Xeito Novo llegaba entonado a la sesión tras un toque para ambientar. Al atardecer, los descendientes de gallegos –por quienes Skay siente un fanatismo que nunca esconde– generaron un clima agradable, distendido. Honor al que también pudieron acceder los uruguayos del El Club de Tobi y sus exóticas versiones de Masacre en el Puticlub y La bestia pop con cuerdas, el tilcareño Ricardo Vilca –nexo entre ambos Cosquín, además– y Dancing Mood, cuya aura skatalite le agregó un clímax volado-instrumental al natural.
Como estaba previsto, también hubo gente del palo hablando de música y cuestiones afines, en las carpas linderas, ubicadas –más ordenadamente que en el festival anterior– detrás del escenario principal. Por ejemplo, Rocambole, Cristian Aldana de El Otro Yo y ese militante infatigable de la independencia que se llama Diego Boris. Los tres aconsejaron sobre qué hay que hacer cuando se trabaja en forma independiente y se quiere lograr un diseño digno, despegado de las garras mercantilistas. Alfredo Rosso, por su parte, eligió diez grupos –o solistas– con más peso específico de la historia del rock y habló sobre ellos. Para el experimentado periodista, son The Beatles, Elvis Presley, Beach Boys, Rolling Stones, Jimi Hendrix, Led Zeppelin, Pink Floyd, Bob Marley, Ramones y Nirvana. Y cada uno tuvo su correlato en una TV gigante, ubicada en la sala de conferencias –un lujo escuchar Arnold Lyne, del viejo Pink Floyd–. Claudio Kleiman, el otro conferencista, aprovechó bien el tiempo para referirse al libro sobre De Ushuaia a La Quiaca, editado el año pasado.

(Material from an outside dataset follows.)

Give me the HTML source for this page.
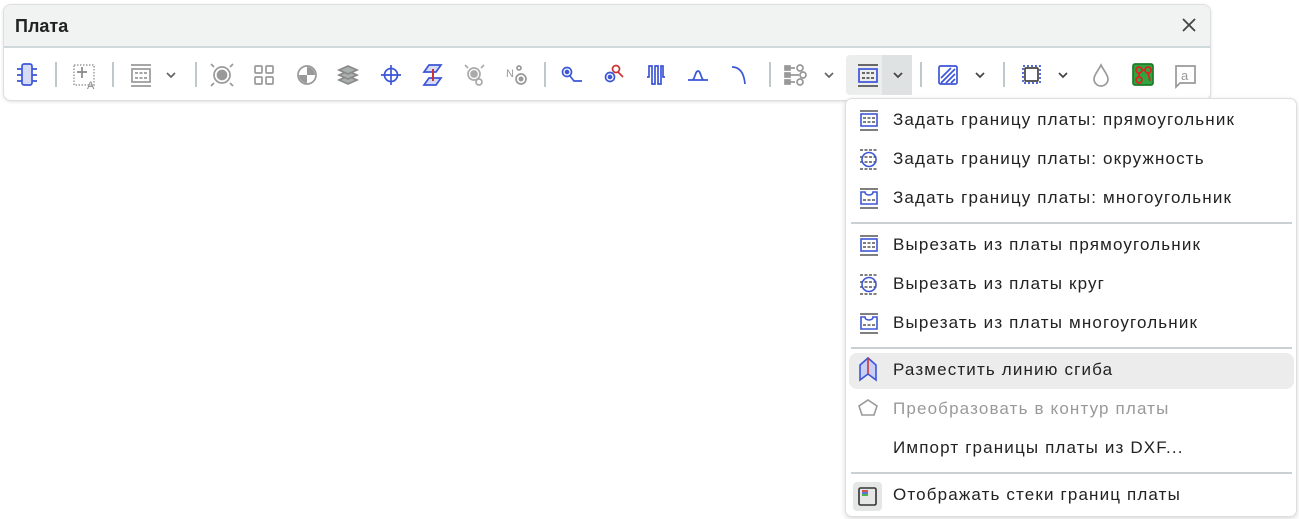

Algo de lo que Kleiman dijo estaba ocurriendo al cierre de esta edición, mientras León Gieco impregnaba con su sonido nacional, popular y necesario el aire serrano, en la segunda contraluna. Noche de desafío para los grupos destinados a llenarla –La 25, Kapanga, Rata Blanca, El Otro Yo, La Mancha de Rolando y toda la argentinidad punk rock–, que de pronto se vieron obligados a seguir el nivel de emotividad generado por Skay, al menos para que el festival no pierda su lucidez inicial.